Post race thoughts and takeaways

I’m completely satisfied and quite frankly, overwhelmed with a sense of accomplishment after this race. I knew that I didn’t have my best day last year at Coeur d’Alene and really wanted to have a day this year that I could be even more proud of. I learned a lot last year: the importance of salt and electrolytes, tweaks I knew to make in my bike training, and newfound confidence in my ability to swim fast. The feeling of accomplishment comes from the fact that I used what I learned, applied it, and had a great race. Finishing in the top 5% of the race at 74th overall and 13th in an incredibly competitive and impressive age group, M25-29.

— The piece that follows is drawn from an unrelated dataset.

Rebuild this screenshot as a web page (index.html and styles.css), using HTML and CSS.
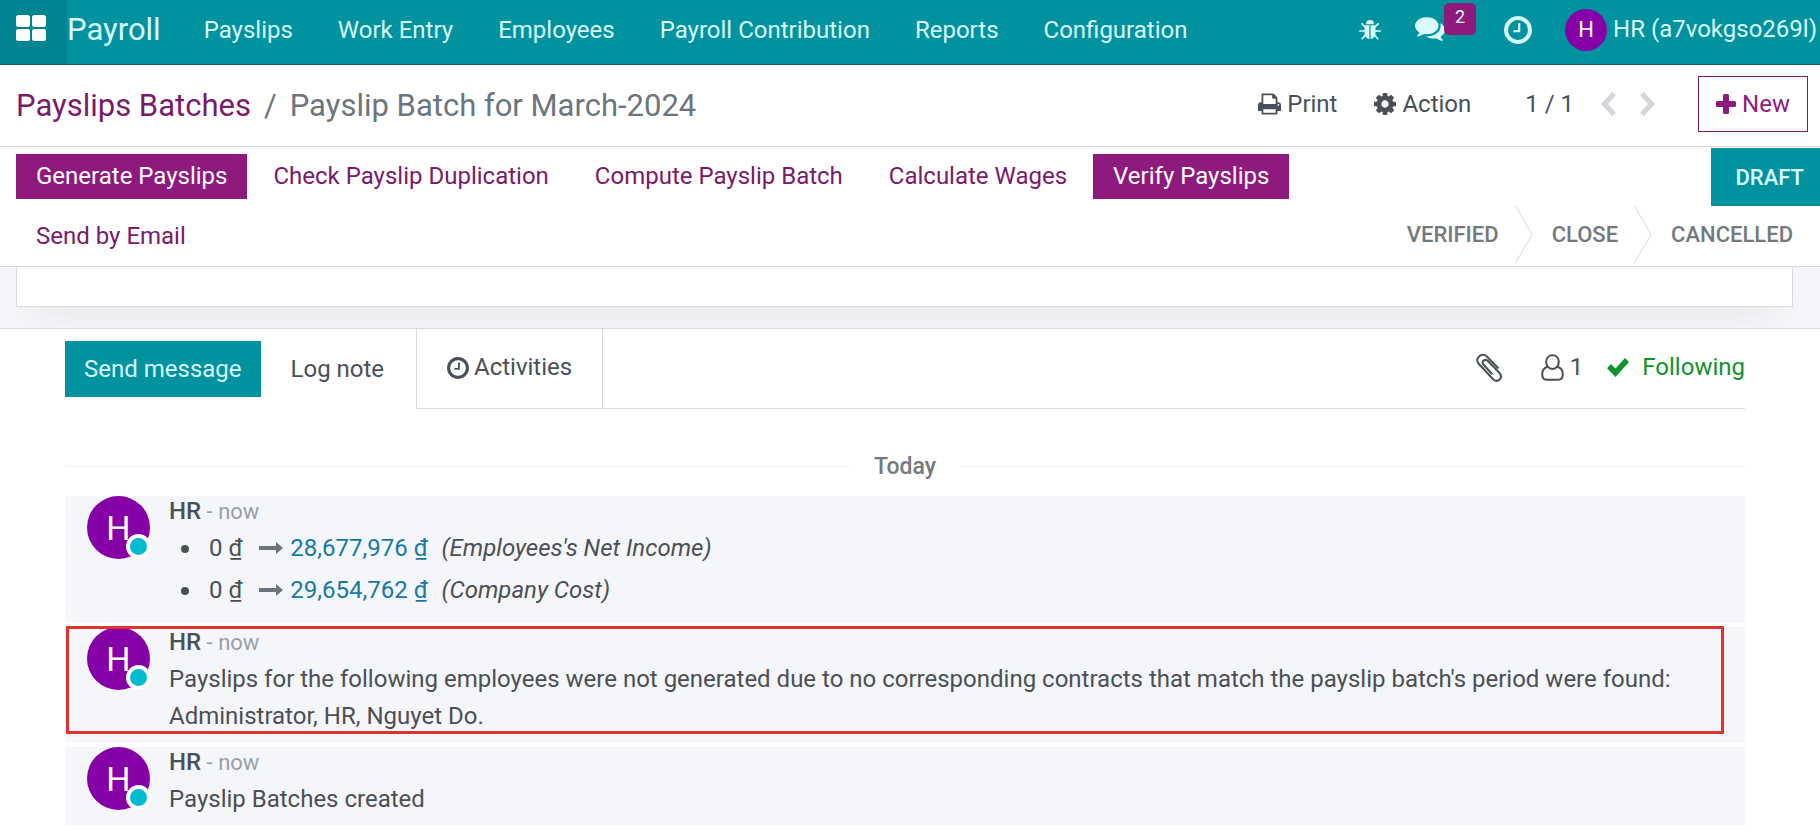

I learned more this year, once again, and am excited to apply it towards my training going forward. I’ve made some big improvements on the bike, and am confident that the bike will continue to grow as a strength so that I can be at the top of my division in Ironman races. I know it takes time, and I’m excited to put in the work.

Most importantly, to April, thank you. Chasing my dreams means that I’m away a lot, and you have been incredibly understanding, encouraging, supportive, and energetic. You supported me 100% of the way through this race and were also a huge encourager for me on the days where I was lacking in motivation, and you helped me to stay on course. This is a WE accomplishment, and if I hadn’t had that guy 200 meters behind me at the finish, I would have stopped to tell you that. I just couldn’t let myself get passed in front of my wife 🙂 

Thanks for reading, everyone, and happy racing!


One thought on “Race Report: 2016 Ironman Canada

  1. Michael-
    Very proud of you. I just found your synopsis of Ironman Canada by surfing the web. Low and behold…I see my sons rundown of his second Ironman!Well written and I am honored to be called your Dad. Nice work my boy!